Give the listing again character for character, but drop the images.

— Begin Records for processing —

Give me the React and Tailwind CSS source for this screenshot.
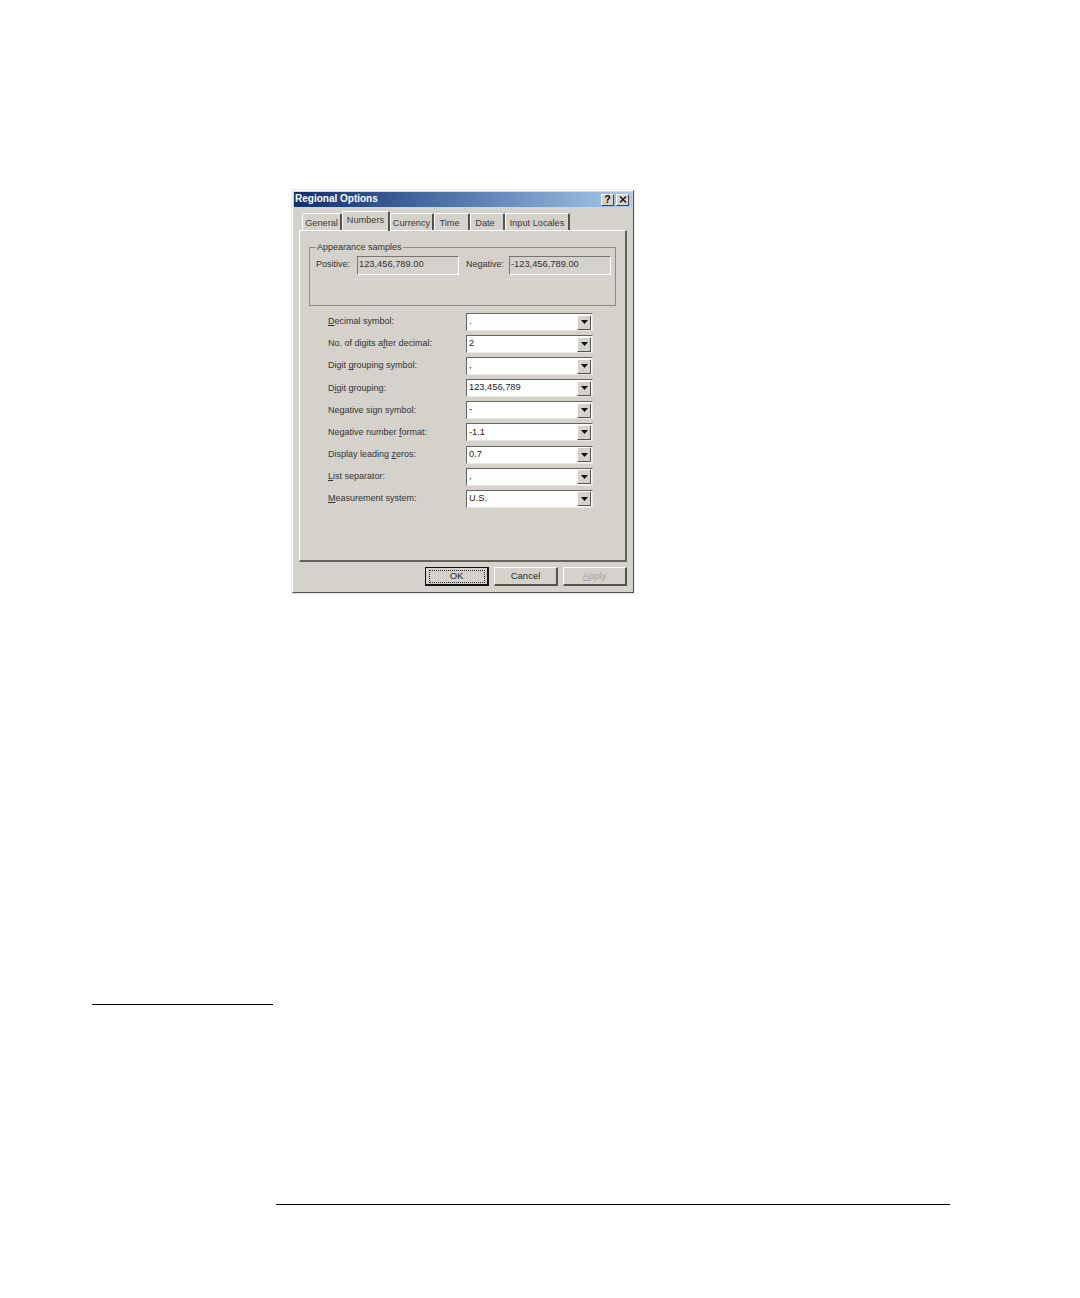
// Regional Options dialog on a scanned manual page
const FONT = { fontFamily: '"Liberation Sans", Arial, sans-serif' };

const ROWS = [
  { label: <><u>D</u>ecimal symbol:</>, value: '.' },
  { label: <>No. of digits a<u>f</u>ter decimal:</>, value: '2' },
  { label: <>Digit <u>g</u>rouping symbol:</>, value: ',' },
  { label: <>D<u>i</u>git grouping:</>, value: '123,456,789' },
  { label: <>Ne<u>g</u>ative sign symbol:</>, value: '-' },
  { label: <>Negative number <u>f</u>ormat:</>, value: '-1.1' },
  { label: <>Display leading <u>z</u>eros:</>, value: '0.7' },
  { label: <><u>L</u>ist separator:</>, value: ',' },
  { label: <><u>M</u>easurement system:</>, value: 'U.S.' },
];

const TABS = [
  { name: 'General', w: 'w-[40px]' },
  { name: 'Numbers', w: 'w-[48px]', active: true },
  { name: 'Currency', w: 'w-[44px]' },
  { name: 'Time', w: 'w-[36px] pr-[4px]' },
  { name: 'Date', w: 'w-[35px] pr-[4px]' },
  { name: 'Input Locales', w: 'w-[65px]' },
];

function Tab({ name, w, active }) {
  return (
    <div
      className={`${w} flex items-center justify-center border-l border-t border-white border-r-2 border-r-[#55534e] text-[9.2px] text-[#3a3a3a] whitespace-nowrap rounded-t-[2px] ${
        active ? 'h-[20px] relative z-10 -mb-px pb-[1px]' : 'h-[17px] pt-[3px]'
      }`}
    >
      {name}
    </div>
  );
}

function Sample({ value, w }) {
  return (
    <div className={`${w} h-[19px] border border-t-[#77756f] border-l-[#77756f] border-r-white border-b-white flex items-center pl-[1px] pb-[1px] text-[9.3px] text-[#333]`}>
      {value}
    </div>
  );
}

function Combo({ value }) {
  return (
    <div className="w-[127px] h-[18px] bg-white border border-t-[#66645f] border-l-[#66645f] border-r-[#e8e6e0] border-b-[#e8e6e0] flex items-center justify-between">
      <span className="pl-[2px] text-[9.3px] text-[#222]">{value}</span>
      <div className="w-[14px] h-[15px] mr-px bg-[#d5d2cb] border border-t-white border-l-white border-r-[#55534e] border-b-[#55534e] flex items-center justify-center">
        <svg width="7" height="4" viewBox="0 0 7 4"><path d="M0 0h7L3.5 4z" fill="#111" /></svg>
      </div>
    </div>
  );
}

function Btn({ children, w, ok, disabled }) {
  return (
    <div
      className={`${w} h-[19px] flex items-center justify-center border text-[9.5px] ${
        ok
          ? 'border-[#111] border-b-2 border-r-2'
          : 'border-t-white border-l-white border-r-[#55534e] border-b-[#55534e] border-r-2 border-b-2'
      } ${disabled ? 'text-[#a5a39d]' : 'text-[#2a2a2a]'}`}
    >
      {ok ? (
        <div className="w-[56px] h-[13px] border border-dotted border-[#222] flex items-center justify-center">{children}</div>
      ) : (
        children
      )}
    </div>
  );
}

export default function App() {
  return (
    <div className="w-[1080px] h-[1298px] bg-white overflow-hidden flex flex-col" style={FONT}>
      <div className="ml-[291px] mt-[189px] w-[344px] h-[405px] border border-[#e6e6e6] shrink-0">
        <div className="h-full bg-[#d5d2cb] border-t border-l border-white border-r border-r-[#55534e] border-b border-b-[#55534e] p-px flex flex-col">
          {/* Title bar */}
          <div className="h-[15px] bg-gradient-to-r from-[#0f2f70] to-[#a8caec] flex items-center justify-between pl-[1px] pr-[3px]">
            <span className="text-[10px] font-bold text-white leading-none pb-[2px]">Regional Options</span>
            <div className="flex gap-[2px]">
              <div className="w-[13px] h-[12px] bg-[#d5d2cb] border border-t-white border-l-white border-r-[#444] border-b-[#444] flex items-center justify-center text-[10px] font-bold text-black leading-none">?</div>
              <div className="w-[13px] h-[12px] bg-[#d5d2cb] border border-t-white border-l-white border-r-[#444] border-b-[#444] flex items-center justify-center">
                <svg width="8" height="7" viewBox="0 0 8 7"><path d="M1 0.5l6 6M7 0.5l-6 6" stroke="#111" strokeWidth="1.4" /></svg>
              </div>
            </div>
          </div>

          {/* Tabs */}
          <div className="h-[21px] mt-[2px] flex items-end pl-[8px]">
            {TABS.map((t) => <Tab key={t.name} {...t} />)}
          </div>

          {/* Panel */}
          <div className="mx-[5px] h-[332px] border-t border-l border-white border-r-2 border-b-2 border-r-[#66645f] border-b-[#66645f] pt-[16px] px-[9px]">
            <div className="relative h-[59px] border border-[#8c8a84] flex items-start pt-[8px] pl-[6px]">
              <span className="absolute -top-[7px] left-[6px] bg-[#d5d2cb] px-px text-[9px] leading-[12px] text-[#333]">Appearance samples</span>
              <span className="text-[9px] text-[#333] mt-[2px] w-[41px]">Positive:</span>
              <Sample value="123,456,789.00" w="w-[102px]" />
              <span className="text-[9px] text-[#333] mt-[2px] ml-[7px] w-[43px]">Negative:</span>
              <Sample value="-123,456,789.00" w="w-[102px]" />
            </div>
            <div className="mt-[7px] ml-[19px] flex flex-col gap-[4.1px]">
              {ROWS.map((r, i) => (
                <div key={i} className="h-[18px] flex items-center">
                  <span className="w-[138px] text-[9px] text-[#333]">{r.label}</span>
                  <Combo value={r.value} />
                </div>
              ))}
            </div>
          </div>

          {/* Buttons */}
          <div className="mt-[5px] mr-[5px] flex justify-end gap-[5px]">
            <Btn w="w-[64px]" ok>OK</Btn>
            <Btn w="w-[64px]">Cancel</Btn>
            <Btn w="w-[64px]" disabled><span><u>A</u>pply</span></Btn>
          </div>
        </div>
      </div>

      {/* Footnote and footer rules */}
      <div className="ml-[92px] mt-[410px] w-[181px] h-px bg-black shrink-0" />
      <div className="ml-[276px] mt-[199px] w-[674px] h-px bg-black shrink-0" />
    </div>
  );
}
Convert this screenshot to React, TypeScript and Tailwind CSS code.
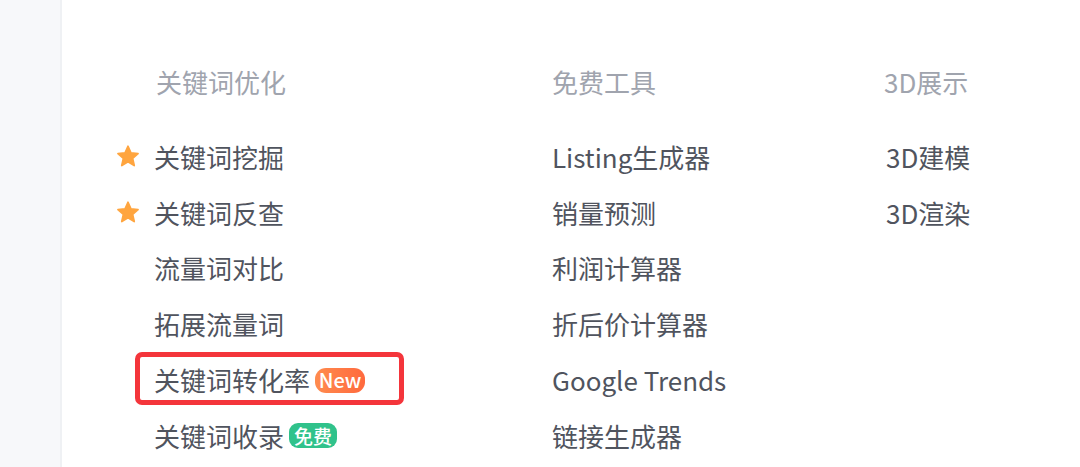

— End Records for processing —

**Worked solution:**
Give me the React and Tailwind CSS source for this screenshot.
// Regional Options dialog on a scanned manual page
const FONT = { fontFamily: '"Liberation Sans", Arial, sans-serif' };

const ROWS = [
  { label: <><u>D</u>ecimal symbol:</>, value: '.' },
  { label: <>No. of digits a<u>f</u>ter decimal:</>, value: '2' },
  { label: <>Digit <u>g</u>rouping symbol:</>, value: ',' },
  { label: <>D<u>i</u>git grouping:</>, value: '123,456,789' },
  { label: <>Ne<u>g</u>ative sign symbol:</>, value: '-' },
  { label: <>Negative number <u>f</u>ormat:</>, value: '-1.1' },
  { label: <>Display leading <u>z</u>eros:</>, value: '0.7' },
  { label: <><u>L</u>ist separator:</>, value: ',' },
  { label: <><u>M</u>easurement system:</>, value: 'U.S.' },
];

const TABS = [
  { name: 'General', w: 'w-[40px]' },
  { name: 'Numbers', w: 'w-[48px]', active: true },
  { name: 'Currency', w: 'w-[44px]' },
  { name: 'Time', w: 'w-[36px] pr-[4px]' },
  { name: 'Date', w: 'w-[35px] pr-[4px]' },
  { name: 'Input Locales', w: 'w-[65px]' },
];

function Tab({ name, w, active }) {
  return (
    <div
      className={`${w} flex items-center justify-center border-l border-t border-white border-r-2 border-r-[#55534e] text-[9.2px] text-[#3a3a3a] whitespace-nowrap rounded-t-[2px] ${
        active ? 'h-[20px] relative z-10 -mb-px pb-[1px]' : 'h-[17px] pt-[3px]'
      }`}
    >
      {name}
    </div>
  );
}

function Sample({ value, w }) {
  return (
    <div className={`${w} h-[19px] border border-t-[#77756f] border-l-[#77756f] border-r-white border-b-white flex items-center pl-[1px] pb-[1px] text-[9.3px] text-[#333]`}>
      {value}
    </div>
  );
}

function Combo({ value }) {
  return (
    <div className="w-[127px] h-[18px] bg-white border border-t-[#66645f] border-l-[#66645f] border-r-[#e8e6e0] border-b-[#e8e6e0] flex items-center justify-between">
      <span className="pl-[2px] text-[9.3px] text-[#222]">{value}</span>
      <div className="w-[14px] h-[15px] mr-px bg-[#d5d2cb] border border-t-white border-l-white border-r-[#55534e] border-b-[#55534e] flex items-center justify-center">
        <svg width="7" height="4" viewBox="0 0 7 4"><path d="M0 0h7L3.5 4z" fill="#111" /></svg>
      </div>
    </div>
  );
}

function Btn({ children, w, ok, disabled }) {
  return (
    <div
      className={`${w} h-[19px] flex items-center justify-center border text-[9.5px] ${
        ok
          ? 'border-[#111] border-b-2 border-r-2'
          : 'border-t-white border-l-white border-r-[#55534e] border-b-[#55534e] border-r-2 border-b-2'
      } ${disabled ? 'text-[#a5a39d]' : 'text-[#2a2a2a]'}`}
    >
      {ok ? (
        <div className="w-[56px] h-[13px] border border-dotted border-[#222] flex items-center justify-center">{children}</div>
      ) : (
        children
      )}
    </div>
  );
}

export default function App() {
  return (
    <div className="w-[1080px] h-[1298px] bg-white overflow-hidden flex flex-col" style={FONT}>
      <div className="ml-[291px] mt-[189px] w-[344px] h-[405px] border border-[#e6e6e6] shrink-0">
        <div className="h-full bg-[#d5d2cb] border-t border-l border-white border-r border-r-[#55534e] border-b border-b-[#55534e] p-px flex flex-col">
          {/* Title bar */}
          <div className="h-[15px] bg-gradient-to-r from-[#0f2f70] to-[#a8caec] flex items-center justify-between pl-[1px] pr-[3px]">
            <span className="text-[10px] font-bold text-white leading-none pb-[2px]">Regional Options</span>
            <div className="flex gap-[2px]">
              <div className="w-[13px] h-[12px] bg-[#d5d2cb] border border-t-white border-l-white border-r-[#444] border-b-[#444] flex items-center justify-center text-[10px] font-bold text-black leading-none">?</div>
              <div className="w-[13px] h-[12px] bg-[#d5d2cb] border border-t-white border-l-white border-r-[#444] border-b-[#444] flex items-center justify-center">
                <svg width="8" height="7" viewBox="0 0 8 7"><path d="M1 0.5l6 6M7 0.5l-6 6" stroke="#111" strokeWidth="1.4" /></svg>
              </div>
            </div>
          </div>

          {/* Tabs */}
          <div className="h-[21px] mt-[2px] flex items-end pl-[8px]">
            {TABS.map((t) => <Tab key={t.name} {...t} />)}
          </div>

          {/* Panel */}
          <div className="mx-[5px] h-[332px] border-t border-l border-white border-r-2 border-b-2 border-r-[#66645f] border-b-[#66645f] pt-[16px] px-[9px]">
            <div className="relative h-[59px] border border-[#8c8a84] flex items-start pt-[8px] pl-[6px]">
              <span className="absolute -top-[7px] left-[6px] bg-[#d5d2cb] px-px text-[9px] leading-[12px] text-[#333]">Appearance samples</span>
              <span className="text-[9px] text-[#333] mt-[2px] w-[41px]">Positive:</span>
              <Sample value="123,456,789.00" w="w-[102px]" />
              <span className="text-[9px] text-[#333] mt-[2px] ml-[7px] w-[43px]">Negative:</span>
              <Sample value="-123,456,789.00" w="w-[102px]" />
            </div>
            <div className="mt-[7px] ml-[19px] flex flex-col gap-[4.1px]">
              {ROWS.map((r, i) => (
                <div key={i} className="h-[18px] flex items-center">
                  <span className="w-[138px] text-[9px] text-[#333]">{r.label}</span>
                  <Combo value={r.value} />
                </div>
              ))}
            </div>
          </div>

          {/* Buttons */}
          <div className="mt-[5px] mr-[5px] flex justify-end gap-[5px]">
            <Btn w="w-[64px]" ok>OK</Btn>
            <Btn w="w-[64px]">Cancel</Btn>
            <Btn w="w-[64px]" disabled><span><u>A</u>pply</span></Btn>
          </div>
        </div>
      </div>

      {/* Footnote and footer rules */}
      <div className="ml-[92px] mt-[410px] w-[181px] h-px bg-black shrink-0" />
      <div className="ml-[276px] mt-[199px] w-[674px] h-px bg-black shrink-0" />
    </div>
  );
}
Convert this screenshot to React, TypeScript and Tailwind CSS code.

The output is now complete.